This Week’s Trading Outlook & Guide
Portfolio Reaches New 52-Week High On Natural Gas Weakness & Oil Volatility; Natural Gas Remains Overvalued Throughout The Forecast Period While Crude Oil Is Fairly-Valued Near-Term & Undervalued Long-Term; I Continue To Raise Cash
Tuesday, May 30, 2017
Natural gas finished with a low-volatility 0.6% weekly loss while crude oil had a volatile week including a 5% Thursday loss to finish the week with a 1.7% decline. On the week, my oil & natural gas portfolio finished with a small 0.6% gain after rising as much as 1.7% intraweek, bolstered by natural gas weakness and blunted by crude oil weakness. The small gain stretched May’s profit to 10.2%.
As of Friday’s close, natural gas is overvalued by nearly 8% based on current inventories alone and by 4.6% versus its long-term 8-month Average Fair Price. Crude oil, on the other hand, is trading at a small 2.7% overvaluation based on current inventories which, thanks to an ongoing tight market, flips to a 17% undervaluation versus its 8-month average Fair Price.
For this reason, a short position in the 3x ETF UGAZ remains my largest holding comprising 21% of the portfolio. With natural gas approaching its long-term Fair Price, my strategy this week will be to continue taking profits on further weakness in natural gas with a goal to be out of the sector entirely should the July 2017 contract drop to around $3.15/MMBTU. I will then await a divergence from its Fair Price before re-instituting a natural gas long or short position. Should natural gas instead rebound, I will look to add to my position only should the overvaluation versus the 8-month average Fair Price exceed 8%. With generally season demand expected into mid-June, I expect continued rangebound trading with below-average volatility.

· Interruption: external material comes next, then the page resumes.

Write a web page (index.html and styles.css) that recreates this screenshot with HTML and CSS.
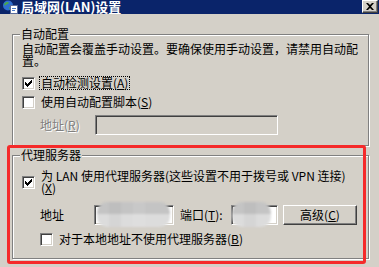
FILE: index.html
```html
<!DOCTYPE html>
<html>
<head>
<meta charset="utf-8">
<title>局域网(LAN)设置</title>
<link rel="stylesheet" href="styles.css">
</head>
<body>
<div class="dialog">
  <div class="caption">
    <svg class="caption-icon" width="16" height="14" viewBox="0 0 16 14">
      <circle cx="6" cy="5.5" r="5" fill="#2f6fd0"/>
      <path d="M2.5 3.5c1-1.5 3-2 4-1.2.8.8-.4 1.8-1.6 2-1 .2-1.4 1.4-2.2 1.2-.8-.3-.6-1.2-.2-2z" fill="#4aa84a"/>
      <path d="M7 7.5c1-.5 2.3-.3 2.5.6.1.9-1 1.4-1.8 1.2z" fill="#4aa84a"/>
      <rect x="8.5" y="5.5" width="7" height="8" fill="#fff" stroke="#5a6c9c"/>
      <path d="M10 8.5h4M10 10.5h3" stroke="#4a7ac8"/>
    </svg>
    <span class="caption-text">局域网(LAN)设置</span>
    <span class="caption-close">
      <svg width="8" height="7" viewBox="0 0 8 7"><path d="M0 0h2l2 2 2-2h2l-3 3.5 3 3.5h-2l-2-2-2 2h-2l3-3.5z"/></svg>
    </span>
  </div>

  <fieldset class="group">
    <legend>自动配置</legend>
    <p class="hint">自动配置会覆盖手动设置。要确保使用手动设置，请禁用自动配<br>置。</p>
    <div class="opt first">
      <span class="box"><svg width="7" height="7" viewBox="0 0 7 7"><path d="M0 2h1v3h-1zM1 3h1v3h-1zM2 4h1v3h-1zM3 3h1v3h-1zM4 2h1v3h-1zM5 1h1v3h-1zM6 0h1v3h-1z"/></svg></span>
      <label class="focus">自动检测设置(<u>A</u>)</label>
    </div>
    <div class="opt">
      <span class="box"></span>
      <label>使用自动配置脚本(<u>S</u>)</label>
    </div>
    <div class="field">
      <span class="field-label disabled">地址(<u>R</u>)</span>
      <span class="edit off wide"></span>
    </div>
  </fieldset>

  <fieldset class="group proxy">
    <legend>代理服务器</legend>
    <div class="opt two-line">
      <span class="box"><svg width="7" height="7" viewBox="0 0 7 7"><path d="M0 2h1v3h-1zM1 3h1v3h-1zM2 4h1v3h-1zM3 3h1v3h-1zM4 2h1v3h-1zM5 1h1v3h-1zM6 0h1v3h-1z"/></svg></span>
      <label>为 LAN 使用代理服务器(这些设置不用于拨号或 VPN 连接)<br>(<u>X</u>)</label>
    </div>
    <div class="field">
      <span class="field-label short">地址</span>
      <span class="edit addr"><span class="smudge smudge-addr"></span></span>
      <span class="port-label">端口(<u>T</u>):</span>
      <span class="edit port"><span class="smudge smudge-port"></span></span>
      <button class="btn">高级(<u>C</u>)</button>
    </div>
    <div class="opt sub">
      <span class="box"></span>
      <label>对于本地地址不使用代理服务器(<u>B</u>)</label>
    </div>
  </fieldset>

  <div class="mark"></div>
</div>
</body>
</html>
```

FILE: styles.css
```css
body {margin:0; background:#d4d0c8}
.dialog {position:relative; width:379px; height:267px; overflow:hidden; background:#d4d0c8; font:12px/12px "Noto Sans CJK SC", sans-serif; color:#000}

.caption {display:flex; align-items:center; height:14px; padding-left:2px; background:#0a246a}
.caption-icon {display:block; flex:none}
.caption-text {margin-left:3px; font-size:13px; line-height:14px; color:#fff; font-weight:bold; white-space:nowrap}
.caption-close {display:flex; align-items:center; justify-content:center; align-self:flex-start; box-sizing:border-box; width:16px; height:13px; margin:0 1px 0 auto; background:#d4d0c8; border:1px solid; border-color:#fff #404040 #404040 #fff; box-shadow:inset -1px -1px #808080}
.caption-close svg {display:block}

.group {display:block; box-sizing:border-box; width:357px; min-width:0; margin:14px 0 0 12px; padding:3px 9px 10px; border:1px solid #808080; box-shadow:inset 1px 1px #fff, 1px 1px #fff}
.group legend {margin-left:-2px; padding:0 1px; line-height:12px; background:#d4d0c8}
.proxy {margin-top:3px; padding-top:8px; padding-bottom:11px}

.hint {margin:0; white-space:nowrap}

.opt {display:flex; align-items:center; height:16px; margin-top:3px}
.opt label {margin-left:4px; padding:0 1px; border:1px dotted transparent; white-space:nowrap; line-height:12px}
.opt .focus {border-color:#000}
.first {margin-top:8px}
.two-line {height:auto; margin-top:0}
.sub {margin-top:6px; padding-left:18px}

.box {display:flex; align-items:center; justify-content:center; flex:none; box-sizing:border-box; width:13px; height:13px; background:#fff; border:1px solid; border-color:#808080 #fff #fff #808080; box-shadow:inset 1px 1px #404040, inset -1px -1px #d4d0c8}
.box svg {display:block}

.field {display:flex; align-items:center; height:20px; margin-top:5px; padding-left:18px}
.proxy .field {margin-top:10px}
.field-label {flex:none; width:55px; white-space:nowrap}
.field-label.short {width:54px}
.disabled {color:#808080; text-shadow:1px 1px 0 #fff}
.port-label {flex:none; width:51px; margin-left:6px; white-space:nowrap}

.edit {position:relative; flex:none; box-sizing:border-box; height:20px; background:#fff; border:1px solid; border-color:#808080 #fff #fff #808080; box-shadow:inset 1px 1px #404040, inset -1px -1px #d4d0c8}
.edit.off {background:#d4d0c8}
.wide {width:183px}
.addr {width:80px}
.port {width:47px}

.smudge {position:absolute; top:-4px; bottom:-3px; border-radius:10px; background:linear-gradient(90deg, transparent 0 12px, rgba(0,0,0,.03) 12px 24px, transparent 24px 36px, rgba(255,255,255,.08) 36px 48px, transparent 48px), linear-gradient(#c4c4c4 50%, #dcdcdc 50%); filter:blur(1px)}
.smudge-addr {left:2px; right:3px}
.smudge-port {left:0; right:6px}

.btn {flex:none; box-sizing:border-box; width:74px; height:20px; margin-left:5px; padding:0; font:inherit; line-height:12px; color:#000; background:#d4d0c8; border:1px solid; border-color:#fff #404040 #404040 #fff; box-shadow:inset -1px -1px #808080}

.mark {position:absolute; left:7px; top:145px; width:359px; height:119px; box-sizing:border-box; border:3px solid #f52a2a; border-radius:3px}
```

Based on Fair Price analysis, I remain long crude oil via a short position in the 3x Inverse ETF DWT. This position comprises 15% of the portfolio. While this undervaluation and tight market form the basis of the trade, this sector is sending mixed signals with an slight loosening in recent weeks, a continued rise in domestic production, and the strong negative response to Thursday’s OPEC announcement, make the trade less compelling. I have no plans to add to this position and will continue to take profits should oil rebound further this week. Both of these positions, particularly oil last week, continue to benefit from leverage-induced decay which is why I continue to hold short positions in the opposing ETF rather than going long.
I continue to hold small long stakes in CHK, BTU, and LNG. LNG continues to be an outformer with gains in this position exceeding 17% in the 5 months or so since I initiated the position. I have no plans to take profits on the position at this time. CHK and my new short position in BTU hold near breakeven.